» WHAT TO WORK ON: Write the listing below out again exactly, dropping the images.

Begin

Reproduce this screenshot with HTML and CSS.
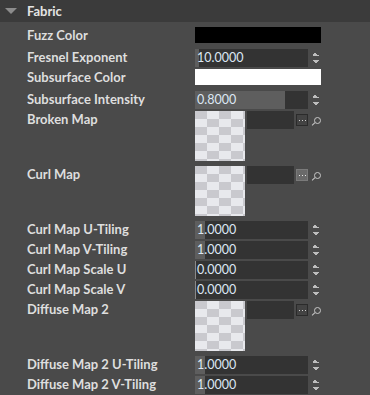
FILE: index.html
```html
<!DOCTYPE html>
<html>
<head>
    <title>Fabric</title>
    <link rel="stylesheet" href="styles.css">
</head>
<body>
<div class="panel">
    <div class="panel-head"><span class="caret"></span>Fabric</div>
    <div class="props">
        <div class="row row-color">
            <label>Fuzz Color</label>
            <div class="swatch swatch-black"></div>
        </div>
        <div class="row row-num">
            <label>Fresnel Exponent</label>
            <div class="num"><div class="field"><span class="fill" style="width:4px"></span><span class="val">10.0000</span></div><span class="spin"></span></div>
        </div>
        <div class="row row-color">
            <label>Subsurface Color</label>
            <div class="swatch swatch-white"></div>
        </div>
        <div class="row row-num">
            <label>Subsurface Intensity</label>
            <div class="num"><div class="field"><span class="fill" style="width:90px"></span><span class="val">0.8000</span></div><span class="spin"></span></div>
        </div>
        <div class="row row-map">
            <label>Broken Map</label>
            <div class="map"><div class="thumb"></div><div class="path"></div><span class="browse"></span><span class="find"></span></div>
        </div>
        <div class="row row-map">
            <label>Curl Map</label>
            <div class="map"><div class="thumb"></div><div class="path"></div><span class="browse hover"></span><span class="find"></span></div>
        </div>
        <div class="row row-num">
            <label>Curl Map U-Tiling</label>
            <div class="num"><div class="field"><span class="fill" style="width:10px"></span><span class="val">1.0000</span></div><span class="spin"></span></div>
        </div>
        <div class="row row-num">
            <label>Curl Map V-Tiling</label>
            <div class="num"><div class="field"><span class="fill" style="width:10px"></span><span class="val">1.0000</span></div><span class="spin"></span></div>
        </div>
        <div class="row row-num">
            <label>Curl Map Scale U</label>
            <div class="num"><div class="field"><span class="fill zero"></span><span class="val">0.0000</span></div><span class="spin"></span></div>
        </div>
        <div class="row row-num">
            <label>Curl Map Scale V</label>
            <div class="num"><div class="field"><span class="fill zero"></span><span class="val">0.0000</span></div><span class="spin"></span></div>
        </div>
        <div class="row row-map">
            <label>Diffuse Map 2</label>
            <div class="map"><div class="thumb"></div><div class="path"></div><span class="browse"></span><span class="find"></span></div>
        </div>
        <div class="row row-num">
            <label>Diffuse Map 2 U-Tiling</label>
            <div class="num"><div class="field"><span class="fill" style="width:10px"></span><span class="val">1.0000</span></div><span class="spin"></span></div>
        </div>
        <div class="row row-num">
            <label>Diffuse Map 2 V-Tiling</label>
            <div class="num"><div class="field"><span class="fill" style="width:10px"></span><span class="val">1.0000</span></div><span class="spin"></span></div>
        </div>
    </div>
</div>
</body>
</html>
```

FILE: styles.css
```css
body {
    margin: 0;
    background: #4a4a4a;
    font-family: Lato, "Open Sans", sans-serif;
    font-size: 13px;
    overflow: hidden;
}
.panel {
    width: 370px;
}
.panel-head {
    height: 22px;
    background: #3b3b3b;
    color: #e4e4e4;
    font-weight: bold;
    line-height: 22px;
    display: flex;
    align-items: center;
}
.caret {
    width: 0;
    height: 0;
    margin: 0 10px 0 5px;
    border-left: 6px solid transparent;
    border-right: 6px solid transparent;
    border-top: 6px solid #8c8c8c;
}
.props {
    padding-top: 4px;
}
.row {
    display: grid;
    grid-template-columns: 168px 126px;
    padding: 1px 0 0 27px;
    box-sizing: border-box;
    align-items: start;
}
.row-color { height: 22px; }
.row-num { height: 20px; }
.row-map { height: 55px; }
label {
    color: #dedede;
    font-weight: bold;
    line-height: 16px;
    white-space: nowrap;
}
.swatch {
    height: 16px;
}
.swatch-black { background: #000; }
.swatch-white { background: #fff; }
.num {
    display: flex;
}
.field {
    position: relative;
    width: 113px;
    height: 18px;
    background: #333;
}
.fill {
    position: absolute;
    left: 0;
    top: 0;
    bottom: 0;
    background: #5e5e5e;
}
.fill.zero {
    width: 1px;
    background: #8a8a8a;
}
.val {
    position: relative;
    display: block;
    padding-left: 2px;
    font-size: 12.5px;
    line-height: 17px;
    color: #dce7f3;
}
.spin {
    width: 13px;
    height: 18px;
    background:
        linear-gradient(#bdbdbd, #bdbdbd) 6px 4px / 2px 1px no-repeat,
        linear-gradient(#bdbdbd, #bdbdbd) 5px 5px / 4px 1px no-repeat,
        linear-gradient(#bdbdbd, #bdbdbd) 5px 6px / 6px 1px no-repeat,
        linear-gradient(#bdbdbd, #bdbdbd) 5px 11px / 6px 1px no-repeat,
        linear-gradient(#bdbdbd, #bdbdbd) 6px 12px / 4px 1px no-repeat,
        linear-gradient(#bdbdbd, #bdbdbd) 7px 13px / 2px 1px no-repeat;
}
.map {
    display: flex;
    align-items: flex-start;
}
.thumb {
    width: 50px;
    height: 50px;
    background: repeating-conic-gradient(#e8e9ed 0 25%, #c9c9ce 0 50%) 0 0 / 24px 16px;
}
.path {
    width: 47px;
    height: 18px;
    margin-left: 2px;
    background: #333;
}
.browse {
    width: 10px;
    height: 10px;
    margin: 3px 0 0 2px;
    border: 1px solid #2b2b2b;
    background:
        linear-gradient(#d0d0d0, #d0d0d0) 2px 5px / 1px 1px no-repeat,
        linear-gradient(#d0d0d0, #d0d0d0) 5px 5px / 1px 1px no-repeat,
        linear-gradient(#d0d0d0, #d0d0d0) 8px 5px / 1px 1px no-repeat,
        #434343;
}
.browse.hover {
    border-color: #7a7a7a;
    background:
        linear-gradient(#e8e8e8, #e8e8e8) 2px 5px / 1px 1px no-repeat,
        linear-gradient(#e8e8e8, #e8e8e8) 5px 5px / 1px 1px no-repeat,
        linear-gradient(#e8e8e8, #e8e8e8) 8px 5px / 1px 1px no-repeat,
        #6a6a6a;
}
.find {
    position: relative;
    width: 9px;
    height: 9px;
    margin: 6px 0 0 4px;
}
.find::before {
    content: "";
    position: absolute;
    right: 0;
    top: 0;
    width: 5px;
    height: 5px;
    border: 1px solid #c8c8c8;
    border-radius: 50%;
}
.find::after {
    content: "";
    position: absolute;
    left: 1px;
    top: 5px;
    width: 1px;
    height: 4px;
    background: #c8c8c8;
    transform: rotate(45deg);
}
```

End

» RESPONSE TO THIS TASK:
Reproduce this screenshot with HTML and CSS.
FILE: index.html
```html
<!DOCTYPE html>
<html>
<head>
    <title>Fabric</title>
    <link rel="stylesheet" href="styles.css">
</head>
<body>
<div class="panel">
    <div class="panel-head"><span class="caret"></span>Fabric</div>
    <div class="props">
        <div class="row row-color">
            <label>Fuzz Color</label>
            <div class="swatch swatch-black"></div>
        </div>
        <div class="row row-num">
            <label>Fresnel Exponent</label>
            <div class="num"><div class="field"><span class="fill" style="width:4px"></span><span class="val">10.0000</span></div><span class="spin"></span></div>
        </div>
        <div class="row row-color">
            <label>Subsurface Color</label>
            <div class="swatch swatch-white"></div>
        </div>
        <div class="row row-num">
            <label>Subsurface Intensity</label>
            <div class="num"><div class="field"><span class="fill" style="width:90px"></span><span class="val">0.8000</span></div><span class="spin"></span></div>
        </div>
        <div class="row row-map">
            <label>Broken Map</label>
            <div class="map"><div class="thumb"></div><div class="path"></div><span class="browse"></span><span class="find"></span></div>
        </div>
        <div class="row row-map">
            <label>Curl Map</label>
            <div class="map"><div class="thumb"></div><div class="path"></div><span class="browse hover"></span><span class="find"></span></div>
        </div>
        <div class="row row-num">
            <label>Curl Map U-Tiling</label>
            <div class="num"><div class="field"><span class="fill" style="width:10px"></span><span class="val">1.0000</span></div><span class="spin"></span></div>
        </div>
        <div class="row row-num">
            <label>Curl Map V-Tiling</label>
            <div class="num"><div class="field"><span class="fill" style="width:10px"></span><span class="val">1.0000</span></div><span class="spin"></span></div>
        </div>
        <div class="row row-num">
            <label>Curl Map Scale U</label>
            <div class="num"><div class="field"><span class="fill zero"></span><span class="val">0.0000</span></div><span class="spin"></span></div>
        </div>
        <div class="row row-num">
            <label>Curl Map Scale V</label>
            <div class="num"><div class="field"><span class="fill zero"></span><span class="val">0.0000</span></div><span class="spin"></span></div>
        </div>
        <div class="row row-map">
            <label>Diffuse Map 2</label>
            <div class="map"><div class="thumb"></div><div class="path"></div><span class="browse"></span><span class="find"></span></div>
        </div>
        <div class="row row-num">
            <label>Diffuse Map 2 U-Tiling</label>
            <div class="num"><div class="field"><span class="fill" style="width:10px"></span><span class="val">1.0000</span></div><span class="spin"></span></div>
        </div>
        <div class="row row-num">
            <label>Diffuse Map 2 V-Tiling</label>
            <div class="num"><div class="field"><span class="fill" style="width:10px"></span><span class="val">1.0000</span></div><span class="spin"></span></div>
        </div>
    </div>
</div>
</body>
</html>
```

FILE: styles.css
```css
body {
    margin: 0;
    background: #4a4a4a;
    font-family: Lato, "Open Sans", sans-serif;
    font-size: 13px;
    overflow: hidden;
}
.panel {
    width: 370px;
}
.panel-head {
    height: 22px;
    background: #3b3b3b;
    color: #e4e4e4;
    font-weight: bold;
    line-height: 22px;
    display: flex;
    align-items: center;
}
.caret {
    width: 0;
    height: 0;
    margin: 0 10px 0 5px;
    border-left: 6px solid transparent;
    border-right: 6px solid transparent;
    border-top: 6px solid #8c8c8c;
}
.props {
    padding-top: 4px;
}
.row {
    display: grid;
    grid-template-columns: 168px 126px;
    padding: 1px 0 0 27px;
    box-sizing: border-box;
    align-items: start;
}
.row-color { height: 22px; }
.row-num { height: 20px; }
.row-map { height: 55px; }
label {
    color: #dedede;
    font-weight: bold;
    line-height: 16px;
    white-space: nowrap;
}
.swatch {
    height: 16px;
}
.swatch-black { background: #000; }
.swatch-white { background: #fff; }
.num {
    display: flex;
}
.field {
    position: relative;
    width: 113px;
    height: 18px;
    background: #333;
}
.fill {
    position: absolute;
    left: 0;
    top: 0;
    bottom: 0;
    background: #5e5e5e;
}
.fill.zero {
    width: 1px;
    background: #8a8a8a;
}
.val {
    position: relative;
    display: block;
    padding-left: 2px;
    font-size: 12.5px;
    line-height: 17px;
    color: #dce7f3;
}
.spin {
    width: 13px;
    height: 18px;
    background:
        linear-gradient(#bdbdbd, #bdbdbd) 6px 4px / 2px 1px no-repeat,
        linear-gradient(#bdbdbd, #bdbdbd) 5px 5px / 4px 1px no-repeat,
        linear-gradient(#bdbdbd, #bdbdbd) 5px 6px / 6px 1px no-repeat,
        linear-gradient(#bdbdbd, #bdbdbd) 5px 11px / 6px 1px no-repeat,
        linear-gradient(#bdbdbd, #bdbdbd) 6px 12px / 4px 1px no-repeat,
        linear-gradient(#bdbdbd, #bdbdbd) 7px 13px / 2px 1px no-repeat;
}
.map {
    display: flex;
    align-items: flex-start;
}
.thumb {
    width: 50px;
    height: 50px;
    background: repeating-conic-gradient(#e8e9ed 0 25%, #c9c9ce 0 50%) 0 0 / 24px 16px;
}
.path {
    width: 47px;
    height: 18px;
    margin-left: 2px;
    background: #333;
}
.browse {
    width: 10px;
    height: 10px;
    margin: 3px 0 0 2px;
    border: 1px solid #2b2b2b;
    background:
        linear-gradient(#d0d0d0, #d0d0d0) 2px 5px / 1px 1px no-repeat,
        linear-gradient(#d0d0d0, #d0d0d0) 5px 5px / 1px 1px no-repeat,
        linear-gradient(#d0d0d0, #d0d0d0) 8px 5px / 1px 1px no-repeat,
        #434343;
}
.browse.hover {
    border-color: #7a7a7a;
    background:
        linear-gradient(#e8e8e8, #e8e8e8) 2px 5px / 1px 1px no-repeat,
        linear-gradient(#e8e8e8, #e8e8e8) 5px 5px / 1px 1px no-repeat,
        linear-gradient(#e8e8e8, #e8e8e8) 8px 5px / 1px 1px no-repeat,
        #6a6a6a;
}
.find {
    position: relative;
    width: 9px;
    height: 9px;
    margin: 6px 0 0 4px;
}
.find::before {
    content: "";
    position: absolute;
    right: 0;
    top: 0;
    width: 5px;
    height: 5px;
    border: 1px solid #c8c8c8;
    border-radius: 50%;
}
.find::after {
    content: "";
    position: absolute;
    left: 1px;
    top: 5px;
    width: 1px;
    height: 4px;
    background: #c8c8c8;
    transform: rotate(45deg);
}
```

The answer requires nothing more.